Submitted to: Journal of Animal Science
Publication Type: Abstract only
Publication Acceptance Date: 3/15/2007
Publication Date: 7/9/2007
Citation: Phillips, W.A., Northup, B.K., Venuto, B.C. 2007. Intensive short duration grazing of fescue pastures to extend the grazing season of winter wheat. Journal of Animal Science.85(1):498-499 Interpretive Summary: ABSTRACT ONLY
Technical Abstract: Over 10 million ha of winter wheat are planted in the southern Great Plains (SGP) each year, and serves as the major forage resource for millions of stocker calves before they enter the feedlot for finishing. If more BW gain is produced during the stocker phase, then the amount of feed grains used during the finishing phase will be less.

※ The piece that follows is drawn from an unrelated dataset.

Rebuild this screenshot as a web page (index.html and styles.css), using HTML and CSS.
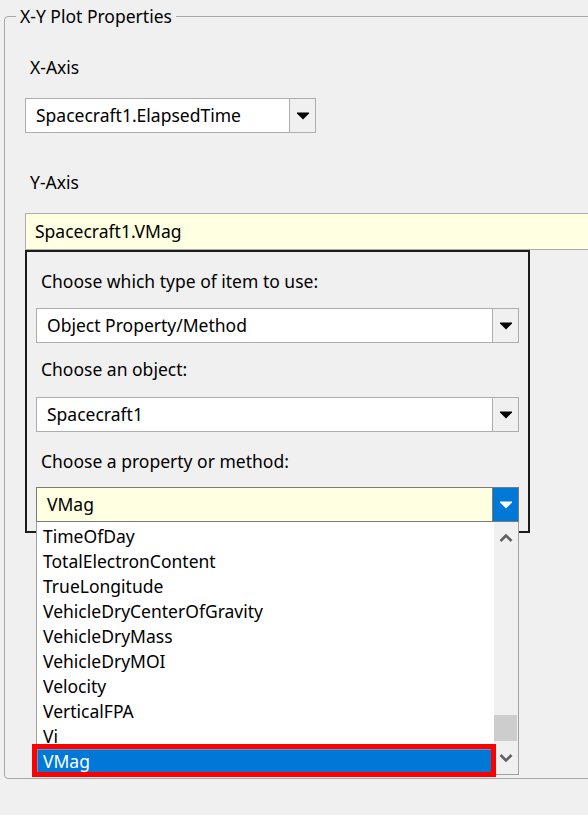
FILE: index.html
```html
<!DOCTYPE html>
<html lang="en">
<head>
<meta charset="utf-8">
<title>X-Y Plot Properties</title>
<link rel="stylesheet" href="styles.css">
</head>
<body>
<div class="window">
  <fieldset class="group">
    <legend class="group-title">X-Y Plot Properties</legend>
    <div class="label label-x">X-Axis</div>
    <div class="combo combo-x">
      <span class="combo-value">Spacecraft1.ElapsedTime</span>
      <span class="combo-btn"><svg width="12" height="8" viewBox="0 0 12 8"><polygon points="0,0.5 12,0.5 12,1.5 6,7.5 0,1.5" fill="#000"/></svg></span>
    </div>
    <div class="label label-y">Y-Axis</div>
    <div class="textbox">Spacecraft1.VMag</div>
    <div class="popup">
      <div class="plabel first">Choose which type of item to use:</div>
      <div class="combo pcombo c1">
        <span class="combo-value">Object Property/Method</span>
        <span class="combo-btn"><svg width="12" height="8" viewBox="0 0 12 8"><polygon points="0,0.5 12,0.5 12,1.5 6,7.5 0,1.5" fill="#000"/></svg></span>
      </div>
      <div class="plabel l2">Choose an object:</div>
      <div class="combo pcombo c2">
        <span class="combo-value">Spacecraft1</span>
        <span class="combo-btn"><svg width="12" height="8" viewBox="0 0 12 8"><polygon points="0,0.5 12,0.5 12,1.5 6,7.5 0,1.5" fill="#000"/></svg></span>
      </div>
      <div class="plabel l3">Choose a property or method:</div>
      <div class="combo pcombo active">
        <span class="combo-value">VMag</span>
        <span class="combo-btn"><svg width="12" height="8" viewBox="0 0 12 8"><polygon points="0,0.5 12,0.5 12,1.5 6,7.5 0,1.5" fill="#fff"/></svg></span>
      </div>
      <div class="listbox">
        <ul class="items">
          <li>TimeOfDay</li>
          <li>TotalElectronContent</li>
          <li>TrueLongitude</li>
          <li>VehicleDryCenterOfGravity</li>
          <li>VehicleDryMass</li>
          <li>VehicleDryMOI</li>
          <li>Velocity</li>
          <li>VerticalFPA</li>
          <li>Vi</li>
          <li class="selected">VMag</li>
        </ul>
        <div class="scrollbar">
          <span class="sb-arrow sb-up"><svg width="14" height="10" viewBox="0 0 14 10"><polyline points="1.5,8 7,2.5 12.5,8" fill="none" stroke="#606060" stroke-width="2.6"/></svg></span>
          <span class="sb-track"><span class="sb-thumb"></span></span>
          <span class="sb-arrow sb-down"><svg width="14" height="10" viewBox="0 0 14 10"><polyline points="1.5,2 7,7.5 12.5,2" fill="none" stroke="#606060" stroke-width="2.6"/></svg></span>
        </div>
        <div class="highlight"></div>
      </div>
    </div>
  </fieldset>
</div>
</body>
</html>
```
FILE: styles.css
```css
html, body {
  margin: 0;
  padding: 0;
  background: #f0f0f0;
  overflow: hidden;
}
body {
  width: 588px;
  height: 815px;
  font-family: "Noto Sans", "Open Sans", sans-serif;
  font-size: 17.5px;
  color: #000;
}
.window {
  width: 588px;
  height: 815px;
  box-sizing: border-box;
  overflow: hidden;
  padding: 6px 0 0 4px;
}
.group {
  margin: 0;
  padding: 0;
  width: 640px;
  height: 773px;
  box-sizing: border-box;
  border: 1px solid #a9a9a9;
  border-radius: 4px;
}
.group-title {
  margin-left: 11px;
  padding: 0 4px;
  line-height: 20px;
}
.label {
  line-height: 20px;
  margin-left: 25px;
}
.label-x { margin-top: 31px; }
.label-y { margin-top: 39px; }
.combo {
  display: flex;
  height: 35px;
  box-sizing: border-box;
  border: 1px solid #adadad;
  background: #fff;
}
.combo-x {
  width: 291px;
  margin: 21px 0 0 20px;
}
.combo-value {
  flex: 1;
  padding-left: 10px;
  line-height: 33px;
  white-space: nowrap;
}
.combo-btn {
  width: 25px;
  border-left: 1px solid #adadad;
  background: #f0f0f0;
  display: flex;
  align-items: center;
  justify-content: center;
}
.combo-btn svg { display: block; margin-left: 1px; }
.textbox {
  margin: 21px 0 0 20px;
  width: 620px;
  height: 37px;
  box-sizing: border-box;
  border: 1px solid #adadad;
  background: #ffffe1;
  padding-left: 9px;
  line-height: 35px;
  white-space: nowrap;
}
.popup {
  position: relative;
  margin-left: 20px;
  width: 505px;
  height: 283px;
  box-sizing: border-box;
  border: 2px solid #1c1c1c;
  padding: 19px 9px 0 9px;
}
.plabel {
  line-height: 20px;
  margin-left: 5px;
}
.plabel.l2 { margin-top: 16px; }
.plabel.l3 { margin-top: 19px; }
.pcombo.c1 { margin-top: 17px; }
.pcombo.c2 { margin-top: 18px; }
.pcombo.active {
  margin-top: 16px;
  border-color: #7a7a7a;
  background: #ffffe1;
}
.pcombo.active .combo-btn {
  background: #0078d7;
  border-left-color: #7a7a7a;
}
.listbox {
  position: absolute;
  left: 9px;
  top: 270px;
  width: 483px;
  height: 253px;
  box-sizing: border-box;
  border: 1px solid #a0a0a0;
  border-top: none;
  background: #fff;
  display: flex;
}
.items {
  list-style: none;
  margin: 0;
  padding: 2px 0 0 0;
  flex: 1;
}
.items li {
  height: 25px;
  line-height: 25px;
  padding-left: 6px;
  white-space: nowrap;
}
.items li.selected {
  background: #0078d7;
  color: #fff;
  box-shadow: inset 1px 1px 0 #4a9be0;
}
.scrollbar {
  width: 24px;
  background: #f0f0f0;
  display: flex;
  flex-direction: column;
}
.sb-arrow {
  display: flex;
  align-items: center;
  justify-content: center;
}
.sb-up { height: 32px; }
.sb-down { height: 33px; }
.sb-track {
  flex: 1;
  display: flex;
  flex-direction: column;
  justify-content: flex-end;
}
.sb-thumb {
  height: 26px;
  margin-right: 1px;
  background: #cdcdcd;
}
.highlight {
  position: absolute;
  left: -5px;
  top: 222px;
  width: 464px;
  height: 33px;
  box-sizing: border-box;
  border: 5px solid #ff0000;
}
```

This experiment examined the feasibility of using a perennial cool-season grass to extend the period of grazing for winter wheat and produce more kg of BW/calf. Three, 1.7-ha 2-yr old tall fescue (Festuca arundinarea Var. Jessup ‘Max-Q’™) pastures were used for short periods of intensive grazing in the spring (S) and fall (F). The pastures were fertilized each year with 56 kg of N/ha (F and S) and 22 kg of P/ha (F only). Calves (n= 215; 280 ±32 kg BW) used were predominately British breeds, less than 12 months of age. A different set of calves were used in each grazing period (3 S and 3 F periods). Standing crop available for grazing at the start of the grazing period was used to determine the stocking rate. Data were analyzed using a mixed model to determine the impact of grazing period on stocker performance with pasture serving as the experimental unit and year (n=3) was random. Pastures produced more (P < 0.01) forage in the S than in the F (4490 vs. 2230 kg DM/ha) and the stocking rate was greater (P < 0.01) in the S than in the F (2290 vs. 1450 kg BW/ha). Length of the grazing period and the number of grazing d/ha were not different (P > 0.10) between S (35 d and 259 d/ha) and F (39 d and 245 d/ha), but ADG was greater (P < 0.01) during the S as compared to the F (1.02 vs. 0.57 kg). As a result, BW gain/ha were greater (P < 0.01) during the S than in the F (264 vs. 140 kg/ha). Under intensive short-duration grazing management, fescue pastures can be used to extend the traditional SGP winter wheat grazing season and would result in greater BW gain/calf. Shifting land resources from wheat to fescue production did not decrease gross returns to the enterprise but did change the month of the year calves would be purchased and sold.